The example in that article using PIC 16F877A Microcontroller. You can convert it to PIC 16F877 just by changing it in MPLAB Project Settings..

Answer 3

Easy! You are using MPLAB, but the library you are looking at is meant to be used on a completely different IDE called MikroC.

You will have to write you own functions or change your IDE. BTW, writing LCD functions isn't that hard, have a look at this example :

Interfacing PIC to HD44780 LCD

Answer 4

Well , first things first. In theory everything you've done is correct. However you will need to design a lot of the functions that you are calling specifically: LCD_Init(),LCD_CMD(), LCD_OUT(). These are not native commands so you will have to write the code yourself.

If you want to get this up and running. The best way to do this is to find your LCD's documentation and figure out what bits/byte it needs to perform an operation. Since you already defined LCD_RS as RB4 , you have to make sure that the RS pin on your LCD is connected to RB4. And perform this check on all other pins. In the documentation of your LCD they will tell you what values the pins need to be set to perform a specific operation. ie LCD_EN might enable write to the screen so you can display characters. While D7-D4 might be your data bus were you send in 4-bits at a time from your byte. Since the Data cannot be sent instantaneously due the the LCD's response time you might have to insert delays.

The delays are rather simple you just need to set one of the free timers to measure time in microseconds and raise a flag and once the flag is raised you can send in the next command. You can also make then polling delays. This is done by resetting the timer value to zero and waiting until it reaches some value that you have predetermined, in the code it would be 2000.

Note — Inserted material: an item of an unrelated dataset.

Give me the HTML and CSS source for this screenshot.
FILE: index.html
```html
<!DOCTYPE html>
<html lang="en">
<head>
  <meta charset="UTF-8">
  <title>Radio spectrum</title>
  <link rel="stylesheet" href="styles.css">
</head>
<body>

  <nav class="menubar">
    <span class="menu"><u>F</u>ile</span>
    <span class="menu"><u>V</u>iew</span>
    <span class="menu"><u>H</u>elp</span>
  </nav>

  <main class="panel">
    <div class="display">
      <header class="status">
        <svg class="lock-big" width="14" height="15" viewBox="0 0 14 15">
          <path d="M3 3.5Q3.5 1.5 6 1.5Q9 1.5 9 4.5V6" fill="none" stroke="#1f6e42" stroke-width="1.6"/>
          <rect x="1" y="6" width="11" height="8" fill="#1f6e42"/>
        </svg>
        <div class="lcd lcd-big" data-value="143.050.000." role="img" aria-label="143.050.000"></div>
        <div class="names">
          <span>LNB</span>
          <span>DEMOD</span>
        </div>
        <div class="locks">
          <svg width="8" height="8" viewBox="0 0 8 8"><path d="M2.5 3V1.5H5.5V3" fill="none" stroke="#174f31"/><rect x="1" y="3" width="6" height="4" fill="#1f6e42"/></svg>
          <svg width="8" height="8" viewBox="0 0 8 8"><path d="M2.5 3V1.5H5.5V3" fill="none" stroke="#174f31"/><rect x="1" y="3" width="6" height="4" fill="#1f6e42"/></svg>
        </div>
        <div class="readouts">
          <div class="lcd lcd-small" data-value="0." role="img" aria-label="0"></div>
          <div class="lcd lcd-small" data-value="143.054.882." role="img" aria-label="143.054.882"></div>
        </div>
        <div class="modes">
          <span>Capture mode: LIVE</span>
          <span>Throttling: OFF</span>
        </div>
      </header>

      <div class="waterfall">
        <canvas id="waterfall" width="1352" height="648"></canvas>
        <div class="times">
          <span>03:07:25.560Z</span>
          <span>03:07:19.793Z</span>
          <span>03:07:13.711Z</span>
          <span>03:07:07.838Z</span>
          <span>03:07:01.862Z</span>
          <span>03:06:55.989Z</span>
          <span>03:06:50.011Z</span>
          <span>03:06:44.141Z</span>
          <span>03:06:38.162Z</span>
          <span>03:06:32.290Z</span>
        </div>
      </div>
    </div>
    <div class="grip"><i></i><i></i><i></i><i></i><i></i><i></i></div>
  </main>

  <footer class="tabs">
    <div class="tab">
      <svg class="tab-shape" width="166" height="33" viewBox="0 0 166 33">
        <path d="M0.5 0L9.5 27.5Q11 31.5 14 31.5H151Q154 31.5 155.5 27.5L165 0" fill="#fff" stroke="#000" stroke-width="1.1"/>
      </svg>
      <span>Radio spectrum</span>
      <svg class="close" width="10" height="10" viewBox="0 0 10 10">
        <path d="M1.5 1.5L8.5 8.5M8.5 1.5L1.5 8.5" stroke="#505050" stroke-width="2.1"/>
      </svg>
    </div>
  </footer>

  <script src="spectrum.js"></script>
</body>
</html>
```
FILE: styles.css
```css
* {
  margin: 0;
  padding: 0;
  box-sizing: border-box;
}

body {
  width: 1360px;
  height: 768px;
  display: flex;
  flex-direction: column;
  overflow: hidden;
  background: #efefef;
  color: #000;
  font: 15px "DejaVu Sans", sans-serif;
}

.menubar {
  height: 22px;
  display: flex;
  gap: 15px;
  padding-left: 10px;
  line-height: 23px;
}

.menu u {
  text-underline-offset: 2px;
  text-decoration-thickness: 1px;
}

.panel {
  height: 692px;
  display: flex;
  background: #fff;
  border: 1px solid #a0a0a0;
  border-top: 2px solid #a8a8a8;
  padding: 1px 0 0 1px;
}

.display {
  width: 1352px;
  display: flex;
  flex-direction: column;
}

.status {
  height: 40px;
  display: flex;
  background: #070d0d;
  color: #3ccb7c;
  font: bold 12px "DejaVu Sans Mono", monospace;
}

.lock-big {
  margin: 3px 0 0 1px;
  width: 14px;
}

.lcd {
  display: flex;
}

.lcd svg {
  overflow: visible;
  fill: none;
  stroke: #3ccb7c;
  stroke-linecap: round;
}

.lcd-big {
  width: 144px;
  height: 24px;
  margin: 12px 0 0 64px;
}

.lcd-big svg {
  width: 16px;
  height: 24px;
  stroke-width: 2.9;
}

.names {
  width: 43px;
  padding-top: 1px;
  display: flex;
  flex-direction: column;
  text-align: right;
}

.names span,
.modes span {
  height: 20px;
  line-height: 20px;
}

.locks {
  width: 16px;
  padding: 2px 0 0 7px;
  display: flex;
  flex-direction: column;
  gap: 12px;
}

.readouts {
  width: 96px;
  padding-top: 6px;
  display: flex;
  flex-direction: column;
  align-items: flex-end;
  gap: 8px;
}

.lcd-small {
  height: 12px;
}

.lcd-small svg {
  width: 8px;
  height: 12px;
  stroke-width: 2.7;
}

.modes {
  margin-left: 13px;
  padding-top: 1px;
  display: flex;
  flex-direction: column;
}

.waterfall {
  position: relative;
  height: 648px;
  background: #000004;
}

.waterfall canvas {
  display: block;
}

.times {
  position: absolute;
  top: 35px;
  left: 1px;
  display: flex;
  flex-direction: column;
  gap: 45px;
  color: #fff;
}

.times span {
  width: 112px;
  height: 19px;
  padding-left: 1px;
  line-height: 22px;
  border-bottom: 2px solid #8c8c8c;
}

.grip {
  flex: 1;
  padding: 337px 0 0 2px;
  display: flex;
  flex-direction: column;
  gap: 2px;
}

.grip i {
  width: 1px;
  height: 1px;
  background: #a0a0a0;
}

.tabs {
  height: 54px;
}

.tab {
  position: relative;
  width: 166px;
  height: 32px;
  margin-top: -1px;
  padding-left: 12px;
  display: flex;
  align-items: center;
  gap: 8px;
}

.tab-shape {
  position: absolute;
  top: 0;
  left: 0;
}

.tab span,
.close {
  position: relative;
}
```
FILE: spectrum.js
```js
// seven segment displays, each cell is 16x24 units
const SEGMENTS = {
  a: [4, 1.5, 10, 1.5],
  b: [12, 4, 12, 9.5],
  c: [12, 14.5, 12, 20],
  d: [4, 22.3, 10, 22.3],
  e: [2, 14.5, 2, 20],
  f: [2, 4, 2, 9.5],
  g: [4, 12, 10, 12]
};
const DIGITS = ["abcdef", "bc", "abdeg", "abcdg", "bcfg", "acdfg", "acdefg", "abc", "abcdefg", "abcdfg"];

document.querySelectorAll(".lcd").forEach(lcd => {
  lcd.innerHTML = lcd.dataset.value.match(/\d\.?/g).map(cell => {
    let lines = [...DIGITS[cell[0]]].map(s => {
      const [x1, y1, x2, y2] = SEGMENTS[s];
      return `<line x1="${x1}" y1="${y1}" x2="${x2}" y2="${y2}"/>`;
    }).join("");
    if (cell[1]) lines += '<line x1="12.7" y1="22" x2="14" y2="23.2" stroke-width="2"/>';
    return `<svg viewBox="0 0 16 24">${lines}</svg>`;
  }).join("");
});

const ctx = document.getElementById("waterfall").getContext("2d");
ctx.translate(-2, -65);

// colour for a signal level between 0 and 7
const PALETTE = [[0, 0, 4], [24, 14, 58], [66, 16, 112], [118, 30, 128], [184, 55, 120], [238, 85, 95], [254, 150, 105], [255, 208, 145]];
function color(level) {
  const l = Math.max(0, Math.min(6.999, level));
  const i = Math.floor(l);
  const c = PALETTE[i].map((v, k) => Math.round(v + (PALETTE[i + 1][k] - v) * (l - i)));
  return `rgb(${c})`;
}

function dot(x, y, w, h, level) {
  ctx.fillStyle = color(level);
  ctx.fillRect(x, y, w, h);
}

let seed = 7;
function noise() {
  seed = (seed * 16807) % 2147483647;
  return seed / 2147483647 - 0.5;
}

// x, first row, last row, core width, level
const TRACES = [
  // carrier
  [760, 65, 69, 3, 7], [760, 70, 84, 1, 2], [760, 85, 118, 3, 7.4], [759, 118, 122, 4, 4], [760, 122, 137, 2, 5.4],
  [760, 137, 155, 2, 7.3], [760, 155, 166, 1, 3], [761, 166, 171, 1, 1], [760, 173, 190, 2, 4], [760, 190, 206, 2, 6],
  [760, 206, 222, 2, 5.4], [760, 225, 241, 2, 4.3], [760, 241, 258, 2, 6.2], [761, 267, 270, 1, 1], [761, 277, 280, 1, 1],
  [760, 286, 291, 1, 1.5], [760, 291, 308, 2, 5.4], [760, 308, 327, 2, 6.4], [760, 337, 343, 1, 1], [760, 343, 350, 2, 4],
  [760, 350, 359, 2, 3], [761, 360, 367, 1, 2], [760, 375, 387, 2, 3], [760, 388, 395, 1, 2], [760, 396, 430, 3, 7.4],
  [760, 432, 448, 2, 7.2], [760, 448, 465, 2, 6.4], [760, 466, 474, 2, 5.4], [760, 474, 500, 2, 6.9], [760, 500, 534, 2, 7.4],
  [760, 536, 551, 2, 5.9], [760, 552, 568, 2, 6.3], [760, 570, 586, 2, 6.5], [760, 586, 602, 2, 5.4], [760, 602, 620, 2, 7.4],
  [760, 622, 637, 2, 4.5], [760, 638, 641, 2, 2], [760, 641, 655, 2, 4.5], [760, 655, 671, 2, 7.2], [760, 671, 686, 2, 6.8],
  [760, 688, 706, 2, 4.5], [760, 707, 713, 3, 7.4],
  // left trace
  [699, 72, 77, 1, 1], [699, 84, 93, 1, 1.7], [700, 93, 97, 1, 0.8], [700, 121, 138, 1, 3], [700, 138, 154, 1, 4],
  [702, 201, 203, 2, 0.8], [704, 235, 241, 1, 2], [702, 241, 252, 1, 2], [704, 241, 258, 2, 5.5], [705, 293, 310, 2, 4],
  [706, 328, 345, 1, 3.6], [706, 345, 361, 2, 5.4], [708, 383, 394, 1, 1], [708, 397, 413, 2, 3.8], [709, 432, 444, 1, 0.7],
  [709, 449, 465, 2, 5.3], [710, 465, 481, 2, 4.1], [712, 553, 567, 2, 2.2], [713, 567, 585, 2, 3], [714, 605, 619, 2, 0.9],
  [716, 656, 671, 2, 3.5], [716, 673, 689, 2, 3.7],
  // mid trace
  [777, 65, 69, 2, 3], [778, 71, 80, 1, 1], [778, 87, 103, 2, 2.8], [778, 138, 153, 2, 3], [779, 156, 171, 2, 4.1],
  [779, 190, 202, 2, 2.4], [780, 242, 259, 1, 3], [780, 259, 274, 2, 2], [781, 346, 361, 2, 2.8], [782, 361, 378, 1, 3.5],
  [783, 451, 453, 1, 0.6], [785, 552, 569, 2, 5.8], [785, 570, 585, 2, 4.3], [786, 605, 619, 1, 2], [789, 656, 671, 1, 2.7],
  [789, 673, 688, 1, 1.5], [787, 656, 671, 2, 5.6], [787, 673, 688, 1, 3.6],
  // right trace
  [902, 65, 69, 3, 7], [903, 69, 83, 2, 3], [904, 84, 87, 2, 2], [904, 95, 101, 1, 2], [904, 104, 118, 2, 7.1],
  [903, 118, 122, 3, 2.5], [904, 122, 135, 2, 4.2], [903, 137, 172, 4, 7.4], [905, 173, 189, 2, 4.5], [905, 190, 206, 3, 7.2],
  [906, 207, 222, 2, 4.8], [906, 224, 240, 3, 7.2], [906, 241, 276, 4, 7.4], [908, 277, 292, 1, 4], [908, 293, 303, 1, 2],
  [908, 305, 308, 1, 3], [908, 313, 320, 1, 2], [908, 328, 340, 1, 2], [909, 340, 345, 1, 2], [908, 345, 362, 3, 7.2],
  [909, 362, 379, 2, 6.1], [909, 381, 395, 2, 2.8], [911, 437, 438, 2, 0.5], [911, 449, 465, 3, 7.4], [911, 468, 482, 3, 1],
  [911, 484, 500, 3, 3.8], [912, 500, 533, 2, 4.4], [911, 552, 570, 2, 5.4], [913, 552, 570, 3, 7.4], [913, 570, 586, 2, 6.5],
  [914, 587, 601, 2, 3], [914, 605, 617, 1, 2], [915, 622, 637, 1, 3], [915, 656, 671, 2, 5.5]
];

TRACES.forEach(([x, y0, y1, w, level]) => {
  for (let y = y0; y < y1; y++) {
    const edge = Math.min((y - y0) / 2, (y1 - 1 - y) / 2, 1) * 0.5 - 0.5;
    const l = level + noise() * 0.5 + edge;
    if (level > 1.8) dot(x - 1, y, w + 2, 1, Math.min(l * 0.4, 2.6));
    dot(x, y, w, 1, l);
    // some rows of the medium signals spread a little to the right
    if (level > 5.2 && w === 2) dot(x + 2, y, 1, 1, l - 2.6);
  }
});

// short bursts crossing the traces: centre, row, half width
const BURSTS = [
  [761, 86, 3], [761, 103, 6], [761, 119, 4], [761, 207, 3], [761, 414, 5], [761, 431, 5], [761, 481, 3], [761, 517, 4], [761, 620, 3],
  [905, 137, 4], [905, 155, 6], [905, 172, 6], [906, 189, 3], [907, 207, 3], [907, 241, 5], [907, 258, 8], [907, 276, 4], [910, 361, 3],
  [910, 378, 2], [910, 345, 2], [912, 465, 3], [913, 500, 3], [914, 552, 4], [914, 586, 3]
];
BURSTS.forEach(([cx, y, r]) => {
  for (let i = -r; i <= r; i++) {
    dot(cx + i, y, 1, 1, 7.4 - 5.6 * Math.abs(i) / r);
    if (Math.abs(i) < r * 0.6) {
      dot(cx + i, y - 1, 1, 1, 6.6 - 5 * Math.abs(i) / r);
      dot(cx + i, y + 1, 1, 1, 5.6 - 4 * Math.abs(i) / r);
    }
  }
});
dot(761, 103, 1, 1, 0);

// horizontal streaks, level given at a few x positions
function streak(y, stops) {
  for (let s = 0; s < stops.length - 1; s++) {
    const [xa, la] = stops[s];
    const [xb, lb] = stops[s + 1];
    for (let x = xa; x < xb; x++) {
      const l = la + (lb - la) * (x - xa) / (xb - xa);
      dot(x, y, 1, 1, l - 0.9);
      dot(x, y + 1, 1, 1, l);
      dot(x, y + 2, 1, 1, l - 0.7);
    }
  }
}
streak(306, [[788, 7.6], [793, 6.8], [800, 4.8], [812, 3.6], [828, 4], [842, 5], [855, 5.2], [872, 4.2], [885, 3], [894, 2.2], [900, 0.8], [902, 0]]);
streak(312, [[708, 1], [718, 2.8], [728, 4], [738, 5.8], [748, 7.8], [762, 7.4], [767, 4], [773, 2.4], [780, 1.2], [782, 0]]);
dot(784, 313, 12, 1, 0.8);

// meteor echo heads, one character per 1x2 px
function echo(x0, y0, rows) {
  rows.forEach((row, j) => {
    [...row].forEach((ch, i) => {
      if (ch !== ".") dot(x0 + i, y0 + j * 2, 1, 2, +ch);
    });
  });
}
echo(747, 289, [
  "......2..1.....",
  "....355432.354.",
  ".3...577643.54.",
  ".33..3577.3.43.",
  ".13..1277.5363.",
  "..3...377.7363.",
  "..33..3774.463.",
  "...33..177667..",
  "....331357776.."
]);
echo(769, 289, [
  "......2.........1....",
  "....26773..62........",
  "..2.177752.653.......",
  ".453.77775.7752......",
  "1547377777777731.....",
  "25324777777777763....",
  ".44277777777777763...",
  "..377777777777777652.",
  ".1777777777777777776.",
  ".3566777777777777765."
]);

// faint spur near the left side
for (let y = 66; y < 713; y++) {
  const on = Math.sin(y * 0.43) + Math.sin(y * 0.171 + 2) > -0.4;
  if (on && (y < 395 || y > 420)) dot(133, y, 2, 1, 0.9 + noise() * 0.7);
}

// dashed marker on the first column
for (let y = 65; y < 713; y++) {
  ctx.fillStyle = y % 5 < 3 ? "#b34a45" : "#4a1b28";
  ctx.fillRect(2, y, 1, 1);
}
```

Finally, you'll have to write the ADC_Read(),ADC_Init() [ this is not in your code but i think writing one is better than exposing the register operations in your code]. Also this might look intimidating but don't worry. It's one of those things that once you've programmed one LCD, you've programmed them all. Personally i think you should write your timer routines first and then move on to the LCD screen. Hope that helped.